Studies consistently show that the majority of sales require multiple touchpoints before a decision is made, yet most small business owners admit they follow up only once or not at all. The reason isn't laziness. It's the absence of a system.

Why small businesses struggle with follow-ups

When you're running a small business, you're wearing multiple hats. You're delivering work, managing clients, handling admin, and somewhere in between, trying to grow. Follow-ups fall through the cracks not because they aren't important; you know they are but because there's no reliable place to track them.

Most small businesses rely on a combination of memory, sticky notes, phone reminders, and overstuffed inboxes to manage their pipeline. This works until it doesn't. And the moment it doesn't, revenue walks out the door quietly.

The other challenge is timing. Follow up too late and the prospect has moved on. Follow up without context and you look like you weren't paying attention. What small businesses need isn't just a reminder to follow up, it's a way to follow up with the right message at the right time via the right platform.

What revenue loss actually looks like

It's easy to underestimate this problem because the losses are invisible. You don't see a line on your profit and loss statement that says "missed follow-ups." What you see instead is a pipeline that looks healthy but converts poorly. Deals that were "almost there" suddenly go quiet. Referrals that seemed warm never go anywhere.

Consider a freelancer or a small agency with ten active prospects at any given time. If two of those deals fall through every month purely because of missed follow-ups — and the average deal value is modest — that's a significant number over a year. Multiply that across a small team, and the problem compounds fast.

The uncomfortable truth is that the leads you worked hard to generate through referrals, content, word of mouth, or paid channels are only as valuable as your ability to follow through on them.

Building a follow-up system that actually works

The fix isn't complicated, but it does require intention. Here's what a functional follow-up system looks like for a small business:

One place for all your leads: Whether it's a pipeline view, a spreadsheet, or a CRM — everything needs to live in one place. If you're copying and pasting between tools or relying on email search, you'll drop things.

Context attached to every contact: When did you last speak? What did they say? What were their hesitations? You should be able to look at a contact and know exactly where things stand without digging through old messages.

Reminders that come to you: A good system tells you who to follow up with today — you shouldn't have to remember to check.

Consistency over intensity: You don't need to follow up five times in a week. You need to follow up at the right intervals — and actually do it every time.

The right tool makes the habit stick

Many small businesses avoid CRMs because they assume they're complex, expensive, or built for enterprise sales teams. That's a fair assumption about a lot of tools but it's not true of all of them.

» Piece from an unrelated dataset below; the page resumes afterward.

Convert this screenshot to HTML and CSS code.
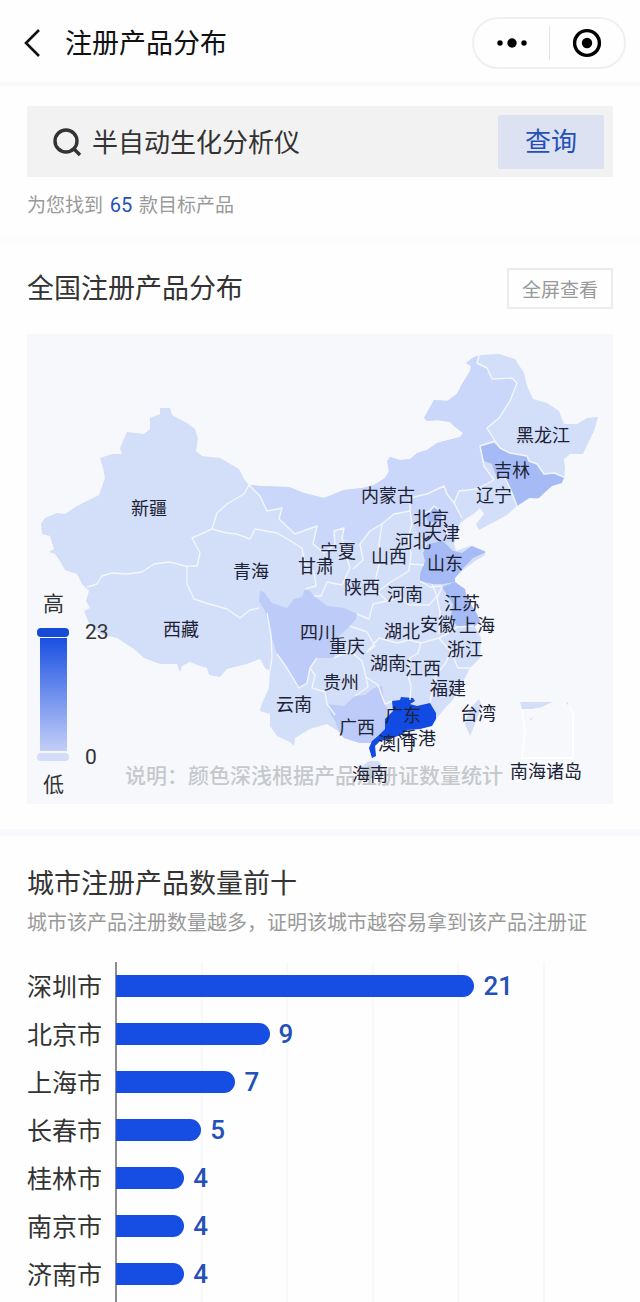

Bigin by Zoho CRM is designed specifically for small businesses and solo operators who need a simple, visual way to manage their pipeline without a steep learning curve. It lets you track deals, log notes, set follow-up reminders, and see your entire pipeline at a glance — all in a tool you can set up in under 30 minutes.

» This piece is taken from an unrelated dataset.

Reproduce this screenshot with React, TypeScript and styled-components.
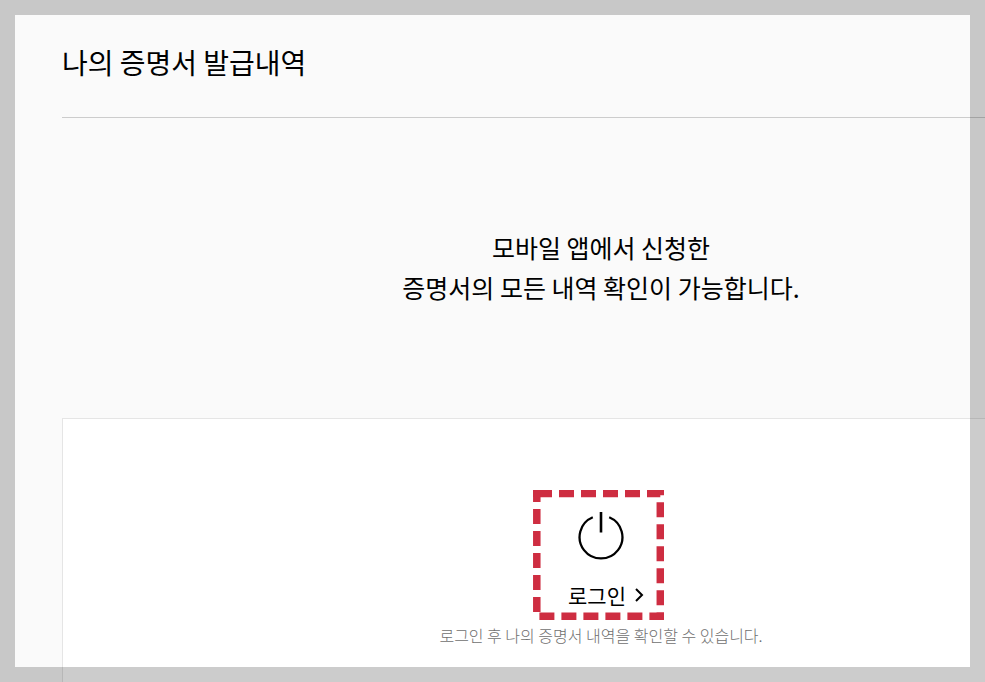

Sean Kane, Owner of Sean Kane Illustration, describes it well: "Bigin helps my business by providing a simple way to stay on top of new contacts: easily adding them to the database from my Gmail, assigning tags to stay organized, adding notes to personalize future nudges and interactions, and integrating seamlessly with Mailchimp for my newsletter outreach. I'm delighted to have found a flexible CRM solution that can cater to a small creative-industry business like mine!"

The goal isn't to add another tool to your workflow. It's to finally have one place where nothing falls through the cracks.

Stop leaving money between conversations

The follow-up problem isn't a sales problem — it's a systems problem. And for small businesses, solving it doesn't require a big investment or a long implementation.  As Rahul Zutshi, CEO at Zohort, found when looking for a CRM as an early-stage startup: "with Bigin by Zoho CRM, we were able to find the right balance."

It requires deciding that every lead deserves a follow-through, and then building the simplest possible system to make that happen.

Your next client might already be waiting to hear from you.